When teaching about formal axiomatic systems, I'm usually asked a question something like, "But, how do you find the axioms in the first place?"

What are axioms, you ask?

To take a few steps back, reasoning processes based on logic and deduction are set in an "axiomatic" context. Axioms are the ground truths, based on which we set out to prove or refute theorems within the system. For example, "Given any two points, there can be only one line that passes through both of them" is an axiom of Eucledian geometry.

When proving theorems within an axiomatic system, we don't question the truth of the axioms themselves. As long as the set of axioms are consistent among themselves (i.e. don't contradict one another) it is fine. Axioms are either self-evident or well-known truths, or somethings that are assumed to be true for the context.

But then, the main question becomes very relevant. Can we assume just about anything as an axiom, just as long as it does not contradict with any other axioms? Or should there be some element of objective truth in the axioms?

Technically, we can go with the belief that truth is subjective and we can assume whatever we want as axioms. But then, this is a self-contradicting statement when used in general. Perhaps one can define a wholly abstract system based on an alternate but consistent set of physical laws and prove that (say) pigs can fly. But other than being seen as "intellectual -er- stimulation", such results are generally not accorded a great deal of importance. Wink

Good axiomatic systems are based on axioms that are grounded in reality and encapsulate some element of objective truth. So the question of "how do we find axioms" reduces to "how do we recognize objective truth when we see it?"

The succinct answer is: "wish we knew". This is the question that has perhaps defined humankind's quest throughout history. And I certainly won't claim to have an answer for that!

But even then, it helps to have some kind of thumb rules or heuristics using which, we can be reasonably confident that our assumptions are grounded in reality. So what follows here are some thumb rules that I have found useful at some time or the other.
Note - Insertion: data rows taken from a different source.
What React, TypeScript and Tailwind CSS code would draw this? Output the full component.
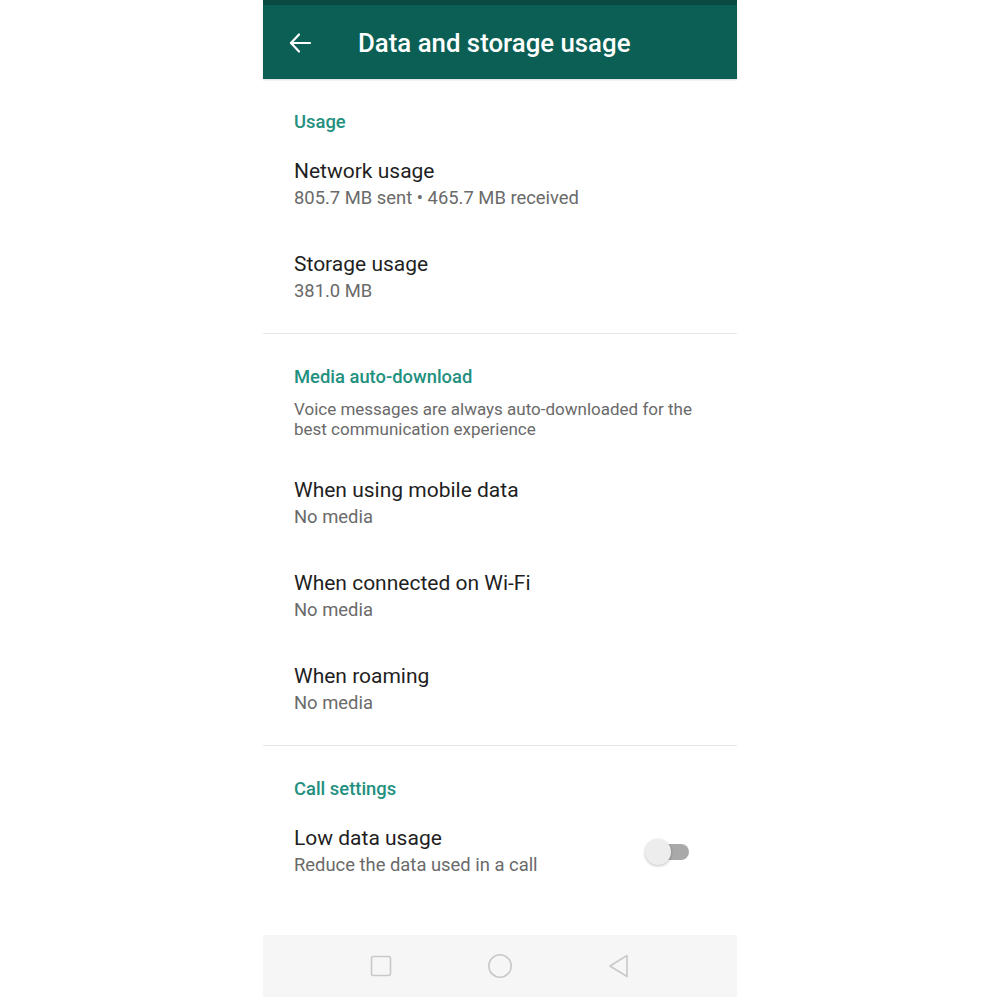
import type { ReactNode } from "react";

const font = { fontFamily: "Roboto, 'Noto Sans', sans-serif" };

const SectionHeader = ({ children }: { children: ReactNode }) => (
  <div className="px-[31px] pt-[31px] pb-[4px] text-[18.4px] leading-[24px] font-medium text-[#23907f]">
    {children}
  </div>
);

const Item = ({
  title,
  subtitle,
  right,
}: {
  title: string;
  subtitle: string;
  right?: ReactNode;
}) => (
  <div className="flex items-center justify-between py-[20px] pl-[31px] pr-[48px]">
    <div>
      <div className="text-[21px] leading-[27px] text-[#1f1f1f]">{title}</div>
      <div className="text-[18.4px] leading-[26px] text-[#6a6a6a]">{subtitle}</div>
    </div>
    {right}
  </div>
);

const Divider = () => <div className="h-px bg-[#e8e8e8]" />;

const Toggle = () => (
  <div className="relative h-[26px] w-[44px]">
    <div className="absolute right-0 top-[5px] h-[16px] w-[34px] rounded-full bg-[#a9a9a9]" />
    <div className="absolute left-0 top-0 h-[26px] w-[26px] rounded-full bg-[#ededed] shadow-[0_1px_3px_rgba(0,0,0,0.25)]" />
  </div>
);

export default function App() {
  return (
    <div className="min-h-[1000px] bg-white" style={font}>
      <div className="mx-auto flex w-[474px] flex-col">
        <div className="h-[5px] bg-[#0a4a42]" />
        <div className="flex h-[74px] items-center bg-[#0b5f55] pt-[2px] text-white shadow-[0_1px_2px_rgba(0,0,0,0.15)]">
          <svg
            width="24"
            height="24"
            viewBox="0 0 24 24"
            fill="none"
            stroke="currentColor"
            strokeWidth="2.2"
            strokeLinecap="round"
            strokeLinejoin="round"
            className="ml-[25px]"
          >
            <path d="M3 12H22" />
            <path d="M11 3.5 3 12l8 8.5" />
          </svg>
          <div className="ml-[46px] text-[25.8px] font-medium">
            Data and storage usage
          </div>
        </div>

        <SectionHeader>Usage</SectionHeader>
        <Item title="Network usage" subtitle="805.7 MB sent • 465.7 MB received" />
        <Item title="Storage usage" subtitle="381.0 MB" />
        <div className="h-[9px]" />
        <Divider />

        <SectionHeader>Media auto-download</SectionHeader>
        <div className="mt-[6px] mb-[18px] pl-[31px] pr-[36px] text-[17px] leading-[20px] text-[#6a6a6a]">
          Voice messages are always auto-downloaded for the best communication experience
        </div>
        <Item title="When using mobile data" subtitle="No media" />
        <Item title="When connected on Wi-Fi" subtitle="No media" />
        <Item title="When roaming" subtitle="No media" />
        <div className="h-[9px]" />
        <Divider />

        <SectionHeader>Call settings</SectionHeader>
        <Item
          title="Low data usage"
          subtitle="Reduce the data used in a call"
          right={<Toggle />}
        />

        <div className="mt-[37px] flex h-[62px] items-center justify-center gap-[95px] bg-[#f6f6f6] text-[#c9c9c9]">
          <svg width="24" height="24" viewBox="0 0 24 24" fill="none" stroke="currentColor" strokeWidth="1.6">
            <rect x="2.5" y="2.5" width="19" height="19" rx="2" />
          </svg>
          <svg width="24" height="24" viewBox="0 0 24 24" fill="none" stroke="currentColor" strokeWidth="1.6">
            <circle cx="12" cy="12" r="11.2" />
          </svg>
          <svg width="24" height="24" viewBox="0 0 24 24" fill="none" stroke="currentColor" strokeWidth="1.6" strokeLinejoin="round">
            <path d="M20 1.5 3 12l17 10.5z" />
          </svg>
        </div>
      </div>
    </div>
  );
}
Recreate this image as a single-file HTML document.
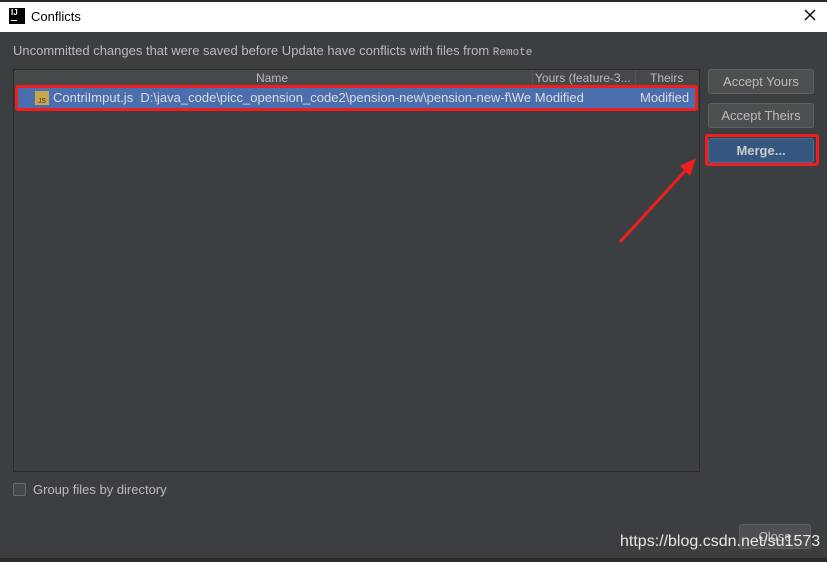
<html><head><style>
body{margin:0;width:827px;height:562px;background:#3c3f41;font-family:"Liberation Sans",sans-serif;position:relative;overflow:hidden;color:#bbb;font-size:13px}
div{position:absolute;box-sizing:border-box}
.btn{background:#4c5052;border:1px solid #5e6060;border-radius:3px;text-align:center;line-height:23px;color:#bbb}
</style></head><body>
<div style="left:0;top:0;width:827px;height:2px;background:#2b2b2b"></div>
<div style="left:0;top:2px;width:827px;height:30px;background:#fff;color:#000;font-size:13px">
 <div style="left:9px;top:6px;width:16px;height:16px;background:#000;color:#fff;font-size:8px;font-weight:bold;line-height:10px;padding-left:2px">IJ<div style="left:2px;top:12px;width:6px;height:1px;background:#fff"></div></div>
 <div style="left:31px;top:7px">Conflicts</div>
 <svg style="position:absolute;left:804px;top:7px" width="12" height="12"><path d="M1 1L11 11M11 1L1 11" stroke="#000" stroke-width="1.3"/></svg>
</div>
<div style="left:13px;top:43px">Uncommitted changes that were saved before Update have conflicts with files from <span style="font-family:'Liberation Mono';font-size:11px">Remote</span></div>
<div style="left:13px;top:69px;width:687px;height:403px;background:#3c3f41;border:1px solid #2b2b2b"></div>
<div style="left:14px;top:70px;width:685px;height:16px;background:#45494a;font-size:12px;line-height:16px">
 <div style="left:242px">Name</div>
 <div style="left:518px;width:104px;border-left:1px solid #555;border-right:1px solid #555;padding-left:2px;height:16px">Yours (feature-3...</div>
 <div style="left:636px">Theirs</div>
</div>
<div style="left:15px;top:88px;width:682px;height:20px;background:#4b6eaf;line-height:20px;color:#ddd">
 <div style="left:20px;top:3px;width:14px;height:14px;background:#c9a54c;font-size:7px;line-height:7px;color:#333;padding-top:7px;text-align:center">JS</div>
 <div style="left:38px;white-space:nowrap">ContriImput.js&nbsp; D:\java_code\picc_opension_code2\pension-new\pension-new-f\We Modified</div>
 <div style="left:625px">Modified</div>
</div>
<div style="left:15px;top:85px;width:683px;height:26px;border:3px solid #f21d1d;border-radius:3px"></div>
<div class="btn" style="left:708px;top:69px;width:106px;height:25px">Accept Yours</div>
<div class="btn" style="left:708px;top:103px;width:106px;height:25px">Accept Theirs</div>
<div class="btn" style="left:708px;top:138px;width:106px;height:25px;background:#365880;border-color:#4a6b95;font-weight:bold;color:#ccc">Merge...</div>
<div style="left:705px;top:134px;width:114px;height:32px;border:3px solid #f21d1d;border-radius:3px"></div>
<svg style="position:absolute;left:0;top:0" width="827" height="562"><line x1="620" y1="242" x2="686" y2="170" stroke="#f21d1d" stroke-width="3"/><polygon points="696,158 680,166 690,176" fill="#f21d1d"/></svg>
<div style="left:13px;top:483px;width:13px;height:13px;border:1px solid #6b6b6b;background:#43494a;border-radius:2px"></div>
<div style="left:33px;top:482px">Group files by directory</div>
<div class="btn" style="left:739px;top:524px;width:72px;height:25px">Close</div>
<div style="left:620px;top:533px;font-size:16px;color:#e8e8e8;white-space:nowrap">https://blog.csdn.net/su1573</div>
<div style="left:0;top:558px;width:827px;height:4px;background:#2b2b2b"></div>
</body></html>
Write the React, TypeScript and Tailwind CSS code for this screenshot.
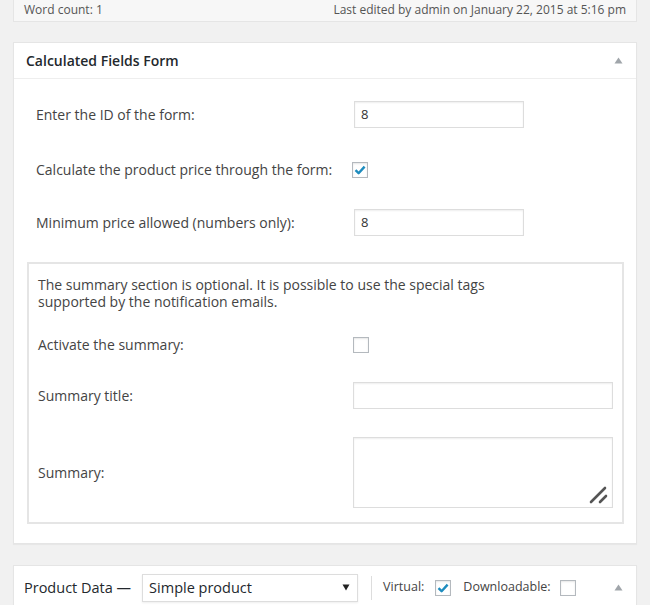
import React from 'react';

const FONT = "font-['Open_Sans',sans-serif]";

function Toggle() {
  return (
    <svg width="9" height="7" viewBox="0 0 9 7" className="shrink-0">
      <path d="M4.5 0.5 L8.5 6.5 L0.5 6.5 Z" fill="#a0a5aa" />
    </svg>
  );
}

function Checkbox({ checked }: { checked?: boolean }) {
  return (
    <span className="flex h-4 w-4 items-center justify-center border border-[#b4b9be] bg-white shadow-[inset_0_1px_2px_rgba(0,0,0,0.1)]">
      {checked && (
        <svg width="12" height="10" viewBox="0 0 12 10">
          <path d="M1.5 5.2 L4.6 8.2 L10.6 1.6" fill="none" stroke="#1e8cbe" strokeWidth="2.4" strokeLinejoin="round" />
        </svg>
      )}
    </span>
  );
}

function TextInput({ value, width }: { value?: string; width: string }) {
  return (
    <div
      className={`flex h-[27px] items-center border border-[#ddd] bg-white px-[6px] text-[13px] text-[#333] shadow-[inset_0_1px_2px_rgba(0,0,0,0.07)] ${width}`}
    >
      {value}
    </div>
  );
}

export default function App() {
  return (
    <div className={`${FONT} min-h-[605px] w-[650px] overflow-hidden bg-[#f1f1f1] text-[14px] text-[#444]`}>
      {/* word count bar */}
      <div className="mx-[13px] flex h-[22px] items-center justify-between border border-t-0 border-[#e5e5e5] bg-[#f7f7f7] px-[10px] pb-[2px] text-[12px] text-[#555]">
        <span>Word count: 1</span>
        <span>Last edited by admin on January 22, 2015 at 5:16 pm</span>
      </div>

      {/* Calculated Fields Form box */}
      <div className="mx-[13px] mt-[20px] border border-[#e5e5e5] bg-white shadow-[0_1px_1px_rgba(0,0,0,0.04)]">
        <div className="flex h-[36px] items-center justify-between border-b border-[#eee] pl-[12px] pr-[13px]">
          <span className="text-[14px] font-semibold text-[#23282d]">Calculated Fields Form</span>
          <Toggle />
        </div>

        <div className="pb-[19px] pl-[13px] pr-[12px] pt-[22px]">
          <div className="flex items-center pl-[9px]">
            <span className="w-[318px]">Enter the ID of the form:</span>
            <TextInput value="8" width="w-[170px]" />
          </div>

          <div className="mt-[31px] flex items-center pl-[9px]">
            <span className="w-[316px]">Calculate the product price through the form:</span>
            <Checkbox checked />
          </div>

          <div className="mt-[29px] flex items-center pl-[9px]">
            <span className="w-[318px]">Minimum price allowed (numbers only):</span>
            <TextInput value="8" width="w-[170px]" />
          </div>

          {/* summary section */}
          <div className="mt-[26px] border-2 border-[#e5e5e5] px-[9px] pb-[14px] pt-[12px]">
            <p className="w-[500px] leading-[17px]">
              The summary section is optional. It is possible to use the special tags supported by the notification emails.
            </p>

            <div className="mt-[24px] flex items-center">
              <span className="w-[315px]">Activate the summary:</span>
              <Checkbox />
            </div>

            <div className="mt-[27px] flex items-center">
              <span className="w-[318px]">Summary title:</span>
              <TextInput width="w-[262px]" />
            </div>

            <div className="mt-[28px] flex items-center">
              <span className="w-[317px]">Summary:</span>
              <div className="relative h-[71px] w-[261px] border border-[#ddd] bg-white shadow-[inset_0_1px_2px_rgba(0,0,0,0.07)]">
                <svg width="22" height="22" viewBox="0 0 22 22" className="absolute bottom-[2px] right-[2px]">
                  <path d="M3 19 L17 5" stroke="#555" strokeWidth="2.6" strokeLinecap="round" />
                  <path d="M12 19 L18 13" stroke="#555" strokeWidth="2.6" strokeLinecap="round" />
                </svg>
              </div>
            </div>
          </div>
        </div>
      </div>

      {/* Product Data box */}
      <div className="mx-[13px] mt-[21px] h-[60px] border border-[#e5e5e5] bg-white shadow-[0_1px_1px_rgba(0,0,0,0.04)]">
        <div className="flex h-[43px] items-center pl-[10px] pr-[13px]">
          <span className="text-[14.5px] text-[#23282d]">Product Data —</span>
          <div className="ml-[11px] flex h-[28px] w-[216px] items-center justify-between border border-[#ddd] bg-white pl-[6px] pr-[7px] text-[14.5px] text-[#23282d] shadow-[0_1px_2px_rgba(0,0,0,0.07)]">
            <span>Simple product</span>
            <svg width="8" height="7" viewBox="0 0 8 7">
              <path d="M0.5 0.5 L7.5 0.5 L4 6.5 Z" fill="#222" />
            </svg>
          </div>
          <span className="ml-[13px] h-[24px] w-px bg-[#ddd]" />
          <span className="ml-[11px] text-[12.5px]">Virtual:</span>
          <span className="ml-[11px]">
            <Checkbox checked />
          </span>
          <span className="ml-[12px] text-[12.5px]">Downloadable:</span>
          <span className="ml-[9px]">
            <Checkbox />
          </span>
          <span className="ml-auto">
            <Toggle />
          </span>
        </div>
      </div>
    </div>
  );
}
They are by no means exhaustive and by themselves they don't guarantee that they will lead you to true statements. Nevertheless, it is good to have some thumb rules rather than nothing at all. So here goes:

Principle of invariance
Any characteristic of a system that is invariant and displays a property of constancy, is a good candidate for a ground truth. Remember how the north star was used as the basis for designing navigation rules by sailors, long ago?

Principle of least bias (maximum entropy)
If you have insufficient information about an external entity that may impact your system in one or more ways, choose the least biased explanation about how the impact will be. For instance, suppose you are constructing a tall building and need to protect it from heavy winds. If you know the direction in which strong winds typically blow from, then you can construct the building in such a way that the building only has sharp edges in that direction so that the wind can cut through it. However, if strong winds are erratic in that region and it is impossible to predict the direction in which they can blow from, design your building on the assumption that strong winds can blow from any possible direction.

The least-bias principle is also known as the principle of maximum entropy, because in information theoretic terms, this also represents the statement with the maximum information content possible about the unknown variable.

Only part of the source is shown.